Parish council chairman Trevor Howard added: “I think residents are going to be absolutely delighted.

“A lot of people felt this day would never come and I think a lot of people have done an awful amount of work to ensure it has.

“At times the smell has been quiet blatant - although this depends on the weather and the wind. But I think the number of complaints made to the district council on a fairly regular basis - about 20 to 30 a month - gives you an idea of the feeling in the village.”

Mid Suffolk District Council has long fought to bring an end to the smells coming from rending operations at Rookery Farm.

Mr Clarke had been granted permission to cook swill for his herd of pigs, but the livestock use ended in 2002 following the foot-and-mouth outbreak.

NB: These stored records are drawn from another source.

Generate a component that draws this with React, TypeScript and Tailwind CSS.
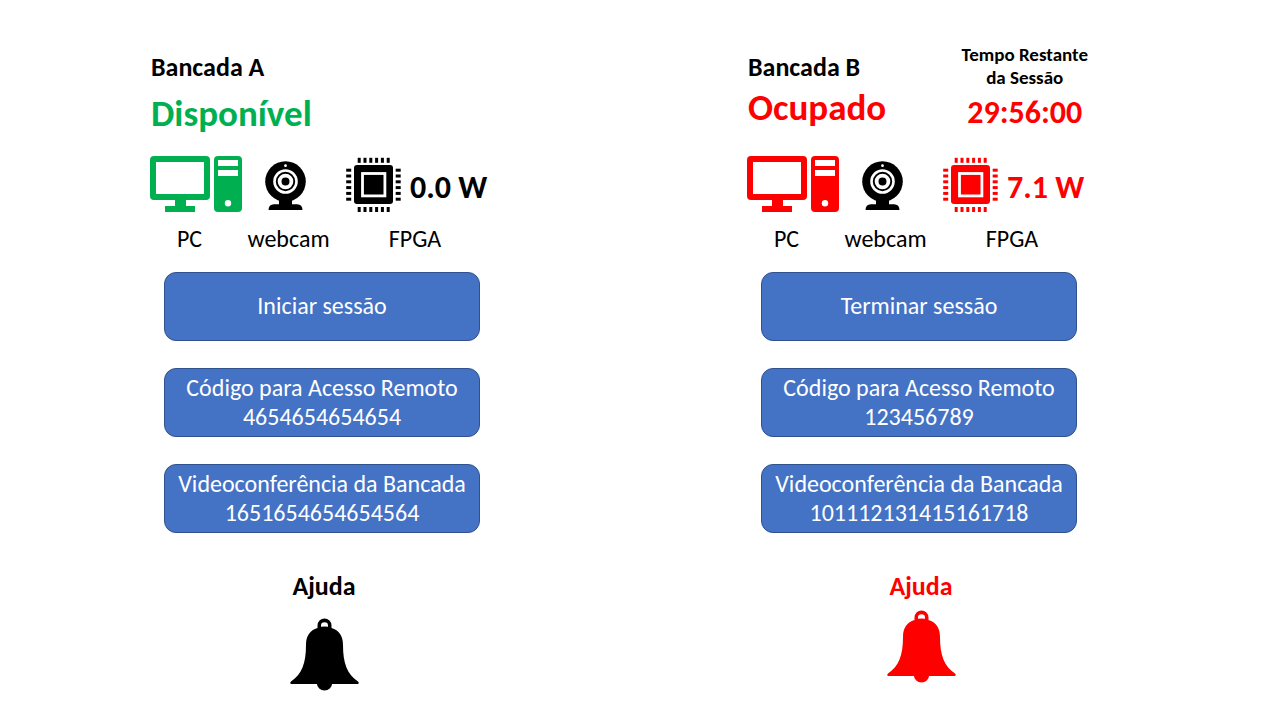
type IconProps = { className?: string };

function PcIcon({ className = "" }: IconProps) {
  return (
    <svg viewBox="0 0 92 56" width="92" height="56" fill="currentColor" fillRule="evenodd" className={className} aria-hidden="true">
      <path d="M4 0H56a4 4 0 0 1 4 4V40a4 4 0 0 1-4 4H36V50H45V56H15V50H25V44H4a4 4 0 0 1-4-4V4a4 4 0 0 1 4-4ZM6 6V38H54V6Z" />
      <path d="M68 0H88a4 4 0 0 1 4 4V52a4 4 0 0 1-4 4H68a4 4 0 0 1-4-4V4a4 4 0 0 1 4-4ZM68 4V10H88V4ZM68 14V20H88V14ZM78 44a3.2 3.2 0 1 0 0 6.4a3.2 3.2 0 1 0 0-6.4Z" />
    </svg>
  );
}

function WebcamIcon() {
  return (
    <svg viewBox="0 0 41 50" width="41" height="50" aria-hidden="true">
      <circle cx="20.5" cy="20.5" r="20.3" />
      <path d="M14 38H27V43.2H32Q37.5 43.5 37.5 49H3.5Q3.5 43.5 9 43.2H14Z" />
      <circle cx="20.5" cy="20.5" r="11" fill="none" stroke="#fff" strokeWidth="2.6" />
      <circle cx="20.5" cy="20.5" r="5.9" fill="none" stroke="#fff" strokeWidth="3.8" />
      <circle cx="20.5" cy="4.7" r="1.4" fill="#fff" />
    </svg>
  );
}

const pins = [11.7, 17.5, 23.3, 29.1, 34.9, 40.7];

function ChipIcon({ className = "" }: IconProps) {
  return (
    <svg viewBox="0 0 56 56" width="56" height="56" fill="currentColor" className={className} aria-hidden="true">
      <rect x="8" y="8" width="39" height="39" rx="3" />
      <rect x="16.5" y="16.5" width="22.4" height="22.4" fill="none" stroke="#fff" strokeWidth="2.8" />
      {pins.map((p) => (
        <g key={p}>
          <rect x={p} y="0.8" width="3" height="5" />
          <rect x={p} y="50" width="3" height="5" />
          <rect x="0.2" y={p} width="5" height="3" />
          <rect x="49.7" y={p} width="5" height="3" />
        </g>
      ))}
    </svg>
  );
}

function BellIcon() {
  return (
    <svg viewBox="0 0 69 73" width="69" height="73" fill="currentColor" aria-hidden="true">
      <path
        fillRule="evenodd"
        d="M27.5 10V7.5a7 7 0 0 1 14 0V10C49 12 53 18 53 27C53 45 57 56 68 63.5Q69.5 65 68 66H42a7.5 6.5 0 0 1-15 0H1Q-.5 65 1 63.5C12 56 16 45 16 27C16 18 20 12 27.5 10ZM31 8.8Q34.5 8 38 8.8V7.5a3.5 3.2 0 0 0-7 0Z"
      />
    </svg>
  );
}

type Bench = {
  name: string;
  status: string;
  statusClass: string;
  headerClass: string;
  busyClass: string;
  power: string;
  remaining?: string;
  action: string;
  remoteCode: string;
  videoCode: string;
  helpClass: string;
};

const benches: Bench[] = [
  {
    name: "Bancada A",
    status: "Disponível",
    statusClass: "text-[#00b050]",
    headerClass: "gap-2.5",
    busyClass: "text-black",
    power: "0.0 W",
    action: "Iniciar sessão",
    remoteCode: "4654654654654",
    videoCode: "1651654654654564",
    helpClass: "gap-4 text-black",
  },
  {
    name: "Bancada B",
    status: "Ocupado",
    statusClass: "text-[#ff0000]",
    headerClass: "gap-1",
    busyClass: "text-[#ff0000]",
    power: "7.1 W",
    remaining: "29:56:00",
    action: "Terminar sessão",
    remoteCode: "123456789",
    videoCode: "101112131415161718",
    helpClass: "gap-2 text-[#ff0000]",
  },
];

const buttonClass =
  "flex h-[69px] w-full cursor-pointer flex-col items-center justify-center rounded-xl border border-[#2f528f] bg-[#4472c4] pb-0.5 text-2xl leading-[29px] whitespace-nowrap text-white";

function BenchPanel({ bench }: { bench: Bench }) {
  return (
    <section className="flex flex-col">
      <header className="flex h-[111px] justify-between pr-[7px] pl-px">
        <div className={`flex flex-col pt-2 ${bench.headerClass}`}>
          <h2 className="text-[26px] leading-8 font-bold">{bench.name}</h2>
          <p className={`text-[37px] leading-[42px] font-bold ${bench.statusClass}`}>{bench.status}</p>
        </div>
        {bench.remaining && (
          <div className="flex flex-col items-center text-center font-bold">
            <p className="text-[19px] leading-[23px]">
              Tempo Restante
              <br />
              da Sessão
            </p>
            <p className="pt-1.5 text-[32px] leading-9 text-[#ff0000]">{bench.remaining}</p>
          </div>
        )}
      </header>

      <div className="flex h-[60px] items-center">
        <PcIcon className={bench.statusClass} />
        <div className="pt-1 pl-[23px]">
          <WebcamIcon />
        </div>
        <div className={`flex items-center gap-2 pt-0.5 pl-10 ${bench.busyClass}`}>
          <ChipIcon />
          <span className="pt-1.5 text-[32px] leading-9 font-bold whitespace-nowrap">{bench.power}</span>
        </div>
      </div>
      <div className="grid grid-cols-[79px_119px_134px] pt-2.5 text-center text-2xl leading-[30px]">
        <span>PC</span>
        <span>webcam</span>
        <span>FPGA</span>
      </div>

      <div className="flex flex-col gap-[27px] pt-[18px] pr-[18px] pl-3.5">
        <button type="button" className={buttonClass}>
          {bench.action}
        </button>
        <button type="button" className={buttonClass}>
          <span>Código para Acesso Remoto</span>
          <span>{bench.remoteCode}</span>
        </button>
        <button type="button" className={buttonClass}>
          <span>Videoconferência da Bancada</span>
          <span>{bench.videoCode}</span>
        </button>
      </div>

      <button
        type="button"
        className={`mt-[37px] flex cursor-pointer flex-col items-center self-center text-[26px] leading-8 font-bold ${bench.helpClass}`}
      >
        <span>Ajuda</span>
        <BellIcon />
      </button>
    </section>
  );
}

export default function App() {
  return (
    <main className="grid min-h-screen grid-cols-2 content-start gap-[249px] bg-white pt-[43px] pr-[185px] pl-[150px] font-['Carlito','Lato',sans-serif] text-black">
      {benches.map((bench) => (
        <BenchPanel key={bench.name} bench={bench} />
      ))}
    </main>
  );
}
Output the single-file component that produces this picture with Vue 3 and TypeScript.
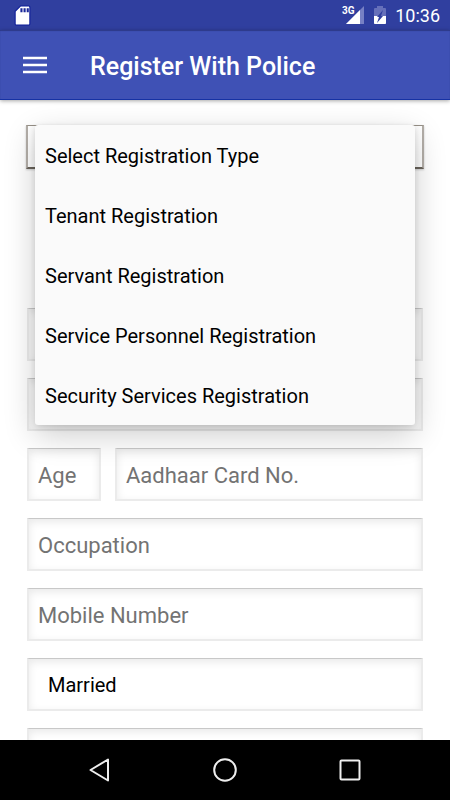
<script setup lang="ts">
import { ref } from 'vue'

const registrationTypes: string[] = [
  'Select Registration Type',
  'Tenant Registration',
  'Servant Registration',
  'Service Personnel Registration',
  'Security Services Registration',
]

const menuOpen = ref(true)
const registrationType = ref(registrationTypes[0])
const firstName = ref('')
const lastName = ref('')
const age = ref('')
const aadhaar = ref('')
const occupation = ref('')
const mobile = ref('')
const maritalStatus = ref('Married')
const address = ref('')

function choose(type: string): void {
  registrationType.value = type
  menuOpen.value = false
}
</script>

<template>
  <div class="screen">
    <div class="status">
      <svg class="sd" viewBox="0 0 16 20" aria-hidden="true">
        <path d="M6 1h8q1 0 1 1v16q0 1-1 1H2q-1 0-1-1V6z" fill="#fff" stroke="#0c1c98" stroke-width="1" />
        <path d="M6 3h2v4H6zM9 3h2v4H9zM12 3h2v4h-2z" fill="#1a2799" />
      </svg>
      <div class="status-right">
        <svg class="signal" viewBox="0 0 24 20" aria-hidden="true">
          <path d="M22 1v18H4z" fill="#7780c4" />
          <path d="M18 5v14H4z" fill="#fff" />
          <text x="0" y="9" class="network">3G</text>
        </svg>
        <svg class="battery" viewBox="0 0 14 20" aria-hidden="true">
          <path d="M4 1h6v2h2q1 0 1 1v15H1V4q0-1 1-1h2z" fill="#6670ba" />
          <path d="M1 11h12v7q0 1-1 1H2q-1 0-1-1z" fill="#fff" />
          <path d="M10 5l-6 7h2l-2 6 6-7H8z" fill="#303f9f" />
        </svg>
        <span class="clock">10:36</span>
      </div>
    </div>

    <header class="bar">
      <button class="menu-button" type="button" aria-label="Open navigation">
        <svg viewBox="0 0 24 18" aria-hidden="true">
          <path d="M0 2h24M0 9h24M0 16h24" stroke="#fff" stroke-width="2.5" />
        </svg>
      </button>
      <h1>Register With Police</h1>
    </header>

    <main class="content">
      <form class="form" @submit.prevent>
        <div class="picker">
          <button
            class="trigger"
            type="button"
            aria-label="Registration type"
            :aria-expanded="menuOpen"
            @click="menuOpen = !menuOpen"
          >
            <span v-if="!menuOpen">{{ registrationType }}</span>
          </button>
          <ul v-if="menuOpen" class="options">
            <li v-for="type in registrationTypes" :key="type">
              <button class="option" type="button" @click="choose(type)">{{ type }}</button>
            </li>
          </ul>
        </div>
        <input v-model="firstName" class="field" type="text" aria-label="First name" />
        <input v-model="lastName" class="field" type="text" aria-label="Last name" />
        <div class="row">
          <input v-model="age" class="field age" type="text" placeholder="Age" aria-label="Age" />
          <input v-model="aadhaar" class="field" type="text" placeholder="Aadhaar Card No." aria-label="Aadhaar Card No." />
        </div>
        <input v-model="occupation" class="field" type="text" placeholder="Occupation" aria-label="Occupation" />
        <input v-model="mobile" class="field" type="tel" placeholder="Mobile Number" aria-label="Mobile Number" />
        <select v-model="maritalStatus" class="field marital" aria-label="Marital status">
          <option>Married</option>
        </select>
        <input v-model="address" class="field" type="text" aria-label="Address" />
      </form>
    </main>

    <nav class="system">
      <button type="button" aria-label="Back">
        <svg viewBox="0 0 24 26" aria-hidden="true">
          <path d="M20 2.500v21L2.500 13z" />
        </svg>
      </button>
      <button type="button" aria-label="Home">
        <svg viewBox="0 0 24 26" aria-hidden="true">
          <circle cx="12" cy="13" r="10.800" />
        </svg>
      </button>
      <button type="button" aria-label="Recent apps">
        <svg viewBox="0 0 24 26" aria-hidden="true">
          <rect x="2.500" y="3.500" width="19" height="19" rx="1" />
        </svg>
      </button>
    </nav>
  </div>
</template>

<style>
body {
  background: #fff;
}
</style>

<style scoped>
.screen,
.screen * {
  box-sizing: border-box;
}

.screen {
  display: flex;
  flex-direction: column;
  height: 100vh;
  overflow: hidden;
  background: #fff;
  color: #000;
  font-family: Roboto, "Liberation Sans", sans-serif;
}

button,
input,
select {
  margin: 0;
  padding: 0;
  border: 0;
  border-radius: 0;
  background: none;
  color: inherit;
  font-family: inherit;
}

.status {
  display: flex;
  flex: none;
  align-items: center;
  justify-content: space-between;
  height: 30px;
  padding: 0 10px 0 14px;
  background: #303f9f;
  color: #fff;
}

.status-right {
  display: flex;
  align-items: center;
}

.sd {
  width: 17px;
  height: 21px;
}

.signal {
  width: 24px;
  height: 20px;
  margin-right: 7px;
  overflow: visible;
}

.network {
  fill: #fff;
  stroke: #303f9f;
  stroke-width: 2px;
  paint-order: stroke;
  font-size: 10px;
  font-weight: 700;
}

.battery {
  width: 14px;
  height: 20px;
  margin-right: 8px;
}

.clock {
  padding-top: 1px;
  font-size: 18px;
  font-weight: 400;
  line-height: 30px;
}

.bar {
  position: relative;
  z-index: 1;
  display: flex;
  flex: none;
  align-items: center;
  gap: 43px;
  height: 70px;
  padding: 0 23px;
  border-bottom: 1px solid #1632a4;
  background: #3f51b5;
  box-shadow: 0 1px 4px rgba(0, 0, 0, 0.35), inset 0 1px 1px #2d3988;
  color: #fff;
}

.menu-button {
  display: flex;
}

.menu-button svg {
  width: 24px;
  height: 18px;
}

h1 {
  margin: 0;
  padding-top: 4px;
  font-size: 25px;
  font-weight: 500;
  line-height: 32px;
}

.content {
  flex: 1;
  min-height: 0;
  overflow-x: hidden;
  overflow-y: auto;
  scrollbar-width: none;
}

.form {
  display: flex;
  flex-direction: column;
  gap: 17px;
  padding: 25px 26px;
}

.picker {
  position: relative;
  margin-bottom: 122px;
}

.trigger {
  display: block;
  width: 100%;
  height: 44px;
  padding: 0 18px;
  border: 2px solid #b3aea8;
  border-top: 1px solid #969087;
  border-bottom: 2px solid #6a645c;
  background: #fff;
  box-shadow: 0 1px 2px rgba(0, 0, 0, 0.2);
  font-size: 20px;
  text-align: left;
}

.options {
  position: absolute;
  z-index: 2;
  top: 0;
  right: 9px;
  left: 9px;
  margin: 0;
  padding: 0;
  border-radius: 3px;
  background: #fafafa;
  box-shadow: 0 10px 32px rgba(0, 0, 0, 0.2), 0 2px 6px rgba(0, 0, 0, 0.14);
  list-style: none;
}

.option {
  display: block;
  width: 100%;
  height: 60px;
  padding: 2px 10px 0;
  font-size: 20px;
  line-height: 24px;
  text-align: left;
}

.field {
  flex: none;
  width: calc(100% - 2px);
  min-width: 0;
  height: 53px;
  margin: 0 1px;
  padding: 2px 9px 0;
  border: 2px solid #ebebeb;
  border-top: 1px solid #c8c8c8;
  background: #fff;
  box-shadow: inset 0 3px 8px rgba(0, 0, 0, 0.09);
  font-size: 22px;
}

.field::placeholder {
  color: #737373;
  opacity: 1;
}

.row {
  display: flex;
  gap: 12px;
}

.row .field {
  flex: 1;
}

.row .age {
  flex: 0 0 74px;
}

.marital {
  appearance: none;
  padding: 2px 19px 0;
  font-size: 20px;
}

.system {
  display: flex;
  flex: none;
  align-items: center;
  justify-content: center;
  gap: 101px;
  height: 60px;
  background: #000;
}

.system button {
  display: flex;
}

.system svg {
  width: 24px;
  height: 26px;
  fill: none;
  stroke: #eee;
  stroke-width: 2;
  stroke-linejoin: round;
}
</style>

The council then claimed Mr Clarke breached the terms of his original agricultural planning permission by carrying on with rendering after he took offal and other waste from food processing factories and converted it into fertiliser.

Speaking after the hearing, Sara Michell, the council's portfolio holder for planning, said: “The council and the residents have had to resort to law to end the odour nuisance, but we are pleased with the outcome.”

But Mr Clarke vowed to examine the High Court decision, which he described as “strange”.

He added: “The judge's conclusion appears to be inconclusive as we have only been using the rendering plant for agricultural use and not industrial as the council claims.

“The way the judgment has been worded seems a little strange and we will now have to look into the decision and see what it actually means. We are not going to give up and we will continue to use the unit for agricultural purposes.”